# PROVIDED DATA start

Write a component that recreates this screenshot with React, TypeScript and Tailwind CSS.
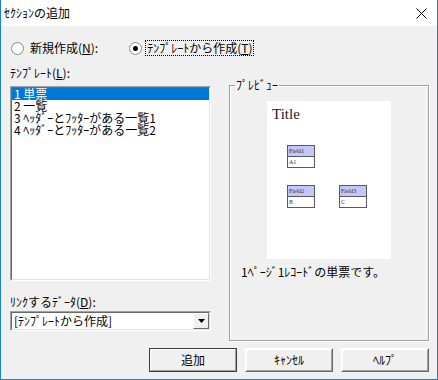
import React from 'react';

const jp = { fontFamily: '"Noto Sans CJK JP", "Noto Sans", sans-serif' };

function Radio({ checked }: { checked?: boolean }) {
  return (
    <span className="w-[13px] h-[13px] rounded-full border border-[#8a8a8a] bg-white flex items-center justify-center shrink-0">
      {checked && <span className="w-[5px] h-[5px] rounded-full bg-black" />}
    </span>
  );
}

function Btn({ children, primary }: { children: React.ReactNode; primary?: boolean }) {
  return (
    <div className={`w-[88px] h-[24px] border ${primary ? 'border-[#3c3c3c]' : 'border-t-white border-l-white border-r-[#696969] border-b-[#696969]'}`}>
      <div className="w-full h-full border border-t-white border-l-white border-r-[#a0a0a0] border-b-[#a0a0a0] bg-[#f0f0f0] flex items-center justify-center text-[12px] text-black">
        {children}
      </div>
    </div>
  );
}

function Field({ name, value }: { name: string; value: string }) {
  return (
    <div className="w-[28px] border border-[#5a5a5a] text-[6px] leading-[10px] text-[#333]" style={{ fontFamily: '"Liberation Serif", serif' }}>
      <div className="h-[11px] bg-[#c4c4ff] border-b border-[#5a5a5a] px-px">{name}</div>
      <div className="h-[10px] bg-white px-px">{value}</div>
    </div>
  );
}

export default function App() {
  const items = ['1 単票', '2 一覧', '3 ﾍｯﾀﾞｰとﾌｯﾀｰがある一覧1', '4 ﾍｯﾀﾞｰとﾌｯﾀｰがある一覧2'];
  return (
    <div className="w-[438px] h-[380px] bg-[#f0f0f0] border-l border-r border-b border-[#1883d7] flex flex-col text-black" style={jp}>
      {/* title bar */}
      <div className="h-[26px] bg-white flex items-center justify-between pl-[3px] pr-[10px] text-[12px]">
        <span>ｾｸｼｮﾝの追加</span>
        <svg width="11" height="11" viewBox="0 0 11 11">
          <path d="M0.5 0.5 L10.5 10.5 M10.5 0.5 L0.5 10.5" stroke="#000" strokeWidth="1" />
        </svg>
      </div>

      {/* radios */}
      <div className="h-[16px] mt-[14px] flex items-center pl-[10px] text-[12px]">
        <Radio />
        <span className="ml-[6px]">新規作成(<u>N</u>):</span>
        <span className="ml-[31px]"><Radio checked /></span>
        <span className="ml-[3px] px-px border border-dotted border-black leading-[14px]">ﾃﾝﾌﾟﾚｰﾄから作成(<u>T</u>)</span>
      </div>

      {/* main */}
      <div className="flex mt-[11px] pl-[9px] gap-[18px]">
        <div className="w-[201px] flex flex-col">
          <div className="h-[12px] leading-[12px] text-[12px]">ﾃﾝﾌﾟﾚｰﾄ(<u>L</u>):</div>
          <div className="mt-[7px] h-[195px] border border-t-[#a0a0a0] border-l-[#a0a0a0] border-r-white border-b-white">
            <div className="h-full border border-t-[#696969] border-l-[#696969] border-r-[#e3e3e3] border-b-[#e3e3e3] bg-white">
              {items.map((t, i) => (
                <div key={t} className={`h-[12px] leading-[12px] text-[12px] pl-[2px] ${i === 0 ? 'bg-[#0078d7] text-white' : ''}`}>
                  {t}
                </div>
              ))}
            </div>
          </div>
          <div className="mt-[15px] h-[12px] leading-[12px] text-[12px]">ﾘﾝｸするﾃﾞｰﾀ(<u>D</u>):</div>
          <div className="mt-[3px] h-[20px] border border-t-[#a0a0a0] border-l-[#a0a0a0] border-r-white border-b-white">
            <div className="h-full border border-t-[#696969] border-l-[#696969] border-r-[#e3e3e3] border-b-[#e3e3e3] bg-white flex items-center justify-between">
              <span className="text-[12px] leading-[12px] pl-[2px]">[ﾃﾝﾌﾟﾚｰﾄから作成]</span>
              <div className="w-[16px] h-[16px] border border-t-white border-l-white border-r-[#696969] border-b-[#696969] bg-[#f0f0f0] flex items-center justify-center">
                <svg width="7" height="4" viewBox="0 0 7 4">
                  <path d="M0 0 H7 L3.5 4 Z" fill="#000" />
                </svg>
              </div>
            </div>
          </div>
        </div>

        <fieldset className="mt-[12px] w-[200px] h-[262px] border border-[#a0a0a0] shadow-[inset_1px_1px_0_#fff,1px_1px_0_#fff]">
          <legend className="ml-[5px] px-[1px] text-[12px] leading-[12px]">ﾌﾟﾚﾋﾞｭｰ</legend>
          <div className="mt-[10px] mx-auto w-[124px] h-[158px] bg-white flex flex-col">
            <div className="pl-[5px] pt-[5px] text-[15px] leading-[16px] text-[#222]" style={{ fontFamily: '"Liberation Serif", serif' }}>
              Title
            </div>
            <div className="ml-[20px] mt-[23px]">
              <Field name="Field1" value="A1" />
            </div>
            <div className="ml-[20px] mt-[17px] flex gap-[24px]">
              <Field name="Field2" value="B" />
              <Field name="Field3" value="C" />
            </div>
          </div>
          <div className="mt-[7px] pl-[11px] text-[12px] leading-[12px]">1ﾍﾟｰｼﾞ1ﾚｺｰﾄﾞの単票です。</div>
        </fieldset>
      </div>

      {/* buttons */}
      <div className="mt-[7px] flex justify-end gap-[8px] pr-[8px]">
        <Btn primary>追加</Btn>
        <Btn>ｷｬﾝｾﾙ</Btn>
        <Btn>ﾍﾙﾌﾟ</Btn>
      </div>
    </div>
  );
}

# PROVIDED DATA end

WORK TO BE COMPLETED:
In the material above, find each line that contains the word "React", and select it.

FINISHED TASK:
Write a component that recreates this screenshot with React, TypeScript and Tailwind CSS.
import React from 'react';
function Btn({ children, primary }: { children: React.ReactNode; primary?: boolean }) {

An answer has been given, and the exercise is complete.